▶ _Information provided_:
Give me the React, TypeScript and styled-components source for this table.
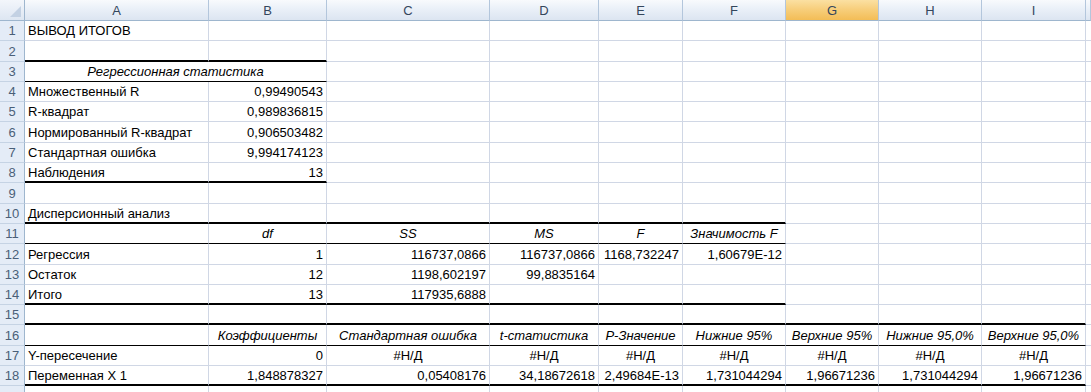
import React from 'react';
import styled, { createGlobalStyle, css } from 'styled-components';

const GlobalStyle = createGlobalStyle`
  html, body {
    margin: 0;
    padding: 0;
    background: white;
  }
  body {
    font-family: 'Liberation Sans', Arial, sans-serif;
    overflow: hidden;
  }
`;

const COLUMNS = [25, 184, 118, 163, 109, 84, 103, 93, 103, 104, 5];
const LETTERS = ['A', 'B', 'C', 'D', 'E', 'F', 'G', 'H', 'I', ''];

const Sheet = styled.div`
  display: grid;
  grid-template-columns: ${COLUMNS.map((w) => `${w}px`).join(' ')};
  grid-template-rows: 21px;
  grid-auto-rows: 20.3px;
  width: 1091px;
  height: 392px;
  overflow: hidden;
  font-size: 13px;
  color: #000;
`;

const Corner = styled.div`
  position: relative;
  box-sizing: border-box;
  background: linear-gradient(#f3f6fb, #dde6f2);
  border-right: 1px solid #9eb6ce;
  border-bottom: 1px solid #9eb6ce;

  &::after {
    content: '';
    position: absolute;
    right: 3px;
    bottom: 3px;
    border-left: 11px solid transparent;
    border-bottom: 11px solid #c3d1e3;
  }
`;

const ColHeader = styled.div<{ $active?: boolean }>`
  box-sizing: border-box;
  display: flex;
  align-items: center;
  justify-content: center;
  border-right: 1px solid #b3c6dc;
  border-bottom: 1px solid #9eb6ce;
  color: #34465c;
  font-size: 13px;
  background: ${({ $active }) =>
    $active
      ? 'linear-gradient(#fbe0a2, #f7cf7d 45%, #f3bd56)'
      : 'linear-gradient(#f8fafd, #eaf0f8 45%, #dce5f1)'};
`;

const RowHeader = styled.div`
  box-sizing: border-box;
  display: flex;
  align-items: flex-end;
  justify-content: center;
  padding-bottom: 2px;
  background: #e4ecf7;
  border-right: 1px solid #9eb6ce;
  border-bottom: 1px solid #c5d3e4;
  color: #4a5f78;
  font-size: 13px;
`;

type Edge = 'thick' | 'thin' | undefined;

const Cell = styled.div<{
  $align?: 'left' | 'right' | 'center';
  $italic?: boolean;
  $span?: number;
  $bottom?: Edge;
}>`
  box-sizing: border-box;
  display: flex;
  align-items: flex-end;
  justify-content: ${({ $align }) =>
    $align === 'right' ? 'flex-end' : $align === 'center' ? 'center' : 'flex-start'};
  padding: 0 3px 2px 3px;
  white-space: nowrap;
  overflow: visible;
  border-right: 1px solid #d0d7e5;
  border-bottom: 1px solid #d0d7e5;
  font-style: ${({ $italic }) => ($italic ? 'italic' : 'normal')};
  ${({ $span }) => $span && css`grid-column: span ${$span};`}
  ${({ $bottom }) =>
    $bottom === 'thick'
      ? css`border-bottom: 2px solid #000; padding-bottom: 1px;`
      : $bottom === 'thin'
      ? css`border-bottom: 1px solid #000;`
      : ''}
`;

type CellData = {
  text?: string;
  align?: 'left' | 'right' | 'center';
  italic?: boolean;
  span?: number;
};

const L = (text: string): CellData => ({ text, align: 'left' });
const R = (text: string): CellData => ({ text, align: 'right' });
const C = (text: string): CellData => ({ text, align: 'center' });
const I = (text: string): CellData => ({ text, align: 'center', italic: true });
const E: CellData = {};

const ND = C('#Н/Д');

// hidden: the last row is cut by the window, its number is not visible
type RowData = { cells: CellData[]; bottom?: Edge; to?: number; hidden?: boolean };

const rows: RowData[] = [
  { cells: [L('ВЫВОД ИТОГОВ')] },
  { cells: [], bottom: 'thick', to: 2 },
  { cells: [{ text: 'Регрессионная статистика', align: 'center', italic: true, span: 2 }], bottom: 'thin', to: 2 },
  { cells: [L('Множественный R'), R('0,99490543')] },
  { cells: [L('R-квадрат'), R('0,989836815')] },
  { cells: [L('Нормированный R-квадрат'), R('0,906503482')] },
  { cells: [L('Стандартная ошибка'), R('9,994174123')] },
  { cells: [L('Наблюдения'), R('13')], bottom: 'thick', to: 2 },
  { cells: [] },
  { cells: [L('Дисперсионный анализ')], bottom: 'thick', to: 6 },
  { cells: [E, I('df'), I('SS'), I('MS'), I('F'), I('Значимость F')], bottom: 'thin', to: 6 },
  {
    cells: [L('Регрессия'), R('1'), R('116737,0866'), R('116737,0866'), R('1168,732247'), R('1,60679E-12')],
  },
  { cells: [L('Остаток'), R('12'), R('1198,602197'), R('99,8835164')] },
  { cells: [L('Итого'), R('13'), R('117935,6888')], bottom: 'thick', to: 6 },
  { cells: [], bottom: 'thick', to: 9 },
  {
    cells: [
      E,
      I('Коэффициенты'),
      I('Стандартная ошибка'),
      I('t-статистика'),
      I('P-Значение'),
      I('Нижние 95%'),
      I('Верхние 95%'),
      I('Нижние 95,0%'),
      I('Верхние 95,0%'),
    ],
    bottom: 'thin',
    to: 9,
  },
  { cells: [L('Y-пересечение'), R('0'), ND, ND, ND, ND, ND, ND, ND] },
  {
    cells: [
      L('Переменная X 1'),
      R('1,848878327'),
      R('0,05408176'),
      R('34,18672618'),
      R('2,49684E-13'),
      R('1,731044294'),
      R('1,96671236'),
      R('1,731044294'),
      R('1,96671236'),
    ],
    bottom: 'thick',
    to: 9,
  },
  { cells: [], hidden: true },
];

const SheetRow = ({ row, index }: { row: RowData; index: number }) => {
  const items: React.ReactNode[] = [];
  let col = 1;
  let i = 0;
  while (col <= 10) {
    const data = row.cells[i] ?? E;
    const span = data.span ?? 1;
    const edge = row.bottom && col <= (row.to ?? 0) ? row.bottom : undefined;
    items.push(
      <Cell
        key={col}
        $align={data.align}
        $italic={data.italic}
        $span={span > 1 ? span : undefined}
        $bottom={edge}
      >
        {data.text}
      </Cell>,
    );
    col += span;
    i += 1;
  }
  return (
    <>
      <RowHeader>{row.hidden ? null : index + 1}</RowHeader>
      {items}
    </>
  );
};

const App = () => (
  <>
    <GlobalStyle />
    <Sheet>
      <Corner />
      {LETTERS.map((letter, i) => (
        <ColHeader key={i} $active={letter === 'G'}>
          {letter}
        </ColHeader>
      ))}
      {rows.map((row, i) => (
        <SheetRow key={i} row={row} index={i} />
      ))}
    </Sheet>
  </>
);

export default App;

▶ _Task directions_:
Reproduce the material above in full and without alteration, but skip all pictures.

▶ _Result for this task_:
Give me the React, TypeScript and styled-components source for this table.
import React from 'react';
import styled, { createGlobalStyle, css } from 'styled-components';

const GlobalStyle = createGlobalStyle`
  html, body {
    margin: 0;
    padding: 0;
    background: white;
  }
  body {
    font-family: 'Liberation Sans', Arial, sans-serif;
    overflow: hidden;
  }
`;

const COLUMNS = [25, 184, 118, 163, 109, 84, 103, 93, 103, 104, 5];
const LETTERS = ['A', 'B', 'C', 'D', 'E', 'F', 'G', 'H', 'I', ''];

const Sheet = styled.div`
  display: grid;
  grid-template-columns: ${COLUMNS.map((w) => `${w}px`).join(' ')};
  grid-template-rows: 21px;
  grid-auto-rows: 20.3px;
  width: 1091px;
  height: 392px;
  overflow: hidden;
  font-size: 13px;
  color: #000;
`;

const Corner = styled.div`
  position: relative;
  box-sizing: border-box;
  background: linear-gradient(#f3f6fb, #dde6f2);
  border-right: 1px solid #9eb6ce;
  border-bottom: 1px solid #9eb6ce;

  &::after {
    content: '';
    position: absolute;
    right: 3px;
    bottom: 3px;
    border-left: 11px solid transparent;
    border-bottom: 11px solid #c3d1e3;
  }
`;

const ColHeader = styled.div<{ $active?: boolean }>`
  box-sizing: border-box;
  display: flex;
  align-items: center;
  justify-content: center;
  border-right: 1px solid #b3c6dc;
  border-bottom: 1px solid #9eb6ce;
  color: #34465c;
  font-size: 13px;
  background: ${({ $active }) =>
    $active
      ? 'linear-gradient(#fbe0a2, #f7cf7d 45%, #f3bd56)'
      : 'linear-gradient(#f8fafd, #eaf0f8 45%, #dce5f1)'};
`;

const RowHeader = styled.div`
  box-sizing: border-box;
  display: flex;
  align-items: flex-end;
  justify-content: center;
  padding-bottom: 2px;
  background: #e4ecf7;
  border-right: 1px solid #9eb6ce;
  border-bottom: 1px solid #c5d3e4;
  color: #4a5f78;
  font-size: 13px;
`;

type Edge = 'thick' | 'thin' | undefined;

const Cell = styled.div<{
  $align?: 'left' | 'right' | 'center';
  $italic?: boolean;
  $span?: number;
  $bottom?: Edge;
}>`
  box-sizing: border-box;
  display: flex;
  align-items: flex-end;
  justify-content: ${({ $align }) =>
    $align === 'right' ? 'flex-end' : $align === 'center' ? 'center' : 'flex-start'};
  padding: 0 3px 2px 3px;
  white-space: nowrap;
  overflow: visible;
  border-right: 1px solid #d0d7e5;
  border-bottom: 1px solid #d0d7e5;
  font-style: ${({ $italic }) => ($italic ? 'italic' : 'normal')};
  ${({ $span }) => $span && css`grid-column: span ${$span};`}
  ${({ $bottom }) =>
    $bottom === 'thick'
      ? css`border-bottom: 2px solid #000; padding-bottom: 1px;`
      : $bottom === 'thin'
      ? css`border-bottom: 1px solid #000;`
      : ''}
`;

type CellData = {
  text?: string;
  align?: 'left' | 'right' | 'center';
  italic?: boolean;
  span?: number;
};

const L = (text: string): CellData => ({ text, align: 'left' });
const R = (text: string): CellData => ({ text, align: 'right' });
const C = (text: string): CellData => ({ text, align: 'center' });
const I = (text: string): CellData => ({ text, align: 'center', italic: true });
const E: CellData = {};

const ND = C('#Н/Д');

// hidden: the last row is cut by the window, its number is not visible
type RowData = { cells: CellData[]; bottom?: Edge; to?: number; hidden?: boolean };

const rows: RowData[] = [
  { cells: [L('ВЫВОД ИТОГОВ')] },
  { cells: [], bottom: 'thick', to: 2 },
  { cells: [{ text: 'Регрессионная статистика', align: 'center', italic: true, span: 2 }], bottom: 'thin', to: 2 },
  { cells: [L('Множественный R'), R('0,99490543')] },
  { cells: [L('R-квадрат'), R('0,989836815')] },
  { cells: [L('Нормированный R-квадрат'), R('0,906503482')] },
  { cells: [L('Стандартная ошибка'), R('9,994174123')] },
  { cells: [L('Наблюдения'), R('13')], bottom: 'thick', to: 2 },
  { cells: [] },
  { cells: [L('Дисперсионный анализ')], bottom: 'thick', to: 6 },
  { cells: [E, I('df'), I('SS'), I('MS'), I('F'), I('Значимость F')], bottom: 'thin', to: 6 },
  {
    cells: [L('Регрессия'), R('1'), R('116737,0866'), R('116737,0866'), R('1168,732247'), R('1,60679E-12')],
  },
  { cells: [L('Остаток'), R('12'), R('1198,602197'), R('99,8835164')] },
  { cells: [L('Итого'), R('13'), R('117935,6888')], bottom: 'thick', to: 6 },
  { cells: [], bottom: 'thick', to: 9 },
  {
    cells: [
      E,
      I('Коэффициенты'),
      I('Стандартная ошибка'),
      I('t-статистика'),
      I('P-Значение'),
      I('Нижние 95%'),
      I('Верхние 95%'),
      I('Нижние 95,0%'),
      I('Верхние 95,0%'),
    ],
    bottom: 'thin',
    to: 9,
  },
  { cells: [L('Y-пересечение'), R('0'), ND, ND, ND, ND, ND, ND, ND] },
  {
    cells: [
      L('Переменная X 1'),
      R('1,848878327'),
      R('0,05408176'),
      R('34,18672618'),
      R('2,49684E-13'),
      R('1,731044294'),
      R('1,96671236'),
      R('1,731044294'),
      R('1,96671236'),
    ],
    bottom: 'thick',
    to: 9,
  },
  { cells: [], hidden: true },
];

const SheetRow = ({ row, index }: { row: RowData; index: number }) => {
  const items: React.ReactNode[] = [];
  let col = 1;
  let i = 0;
  while (col <= 10) {
    const data = row.cells[i] ?? E;
    const span = data.span ?? 1;
    const edge = row.bottom && col <= (row.to ?? 0) ? row.bottom : undefined;
    items.push(
      <Cell
        key={col}
        $align={data.align}
        $italic={data.italic}
        $span={span > 1 ? span : undefined}
        $bottom={edge}
      >
        {data.text}
      </Cell>,
    );
    col += span;
    i += 1;
  }
  return (
    <>
      <RowHeader>{row.hidden ? null : index + 1}</RowHeader>
      {items}
    </>
  );
};

const App = () => (
  <>
    <GlobalStyle />
    <Sheet>
      <Corner />
      {LETTERS.map((letter, i) => (
        <ColHeader key={i} $active={letter === 'G'}>
          {letter}
        </ColHeader>
      ))}
      {rows.map((row, i) => (
        <SheetRow key={i} row={row} index={i} />
      ))}
    </Sheet>
  </>
);

export default App;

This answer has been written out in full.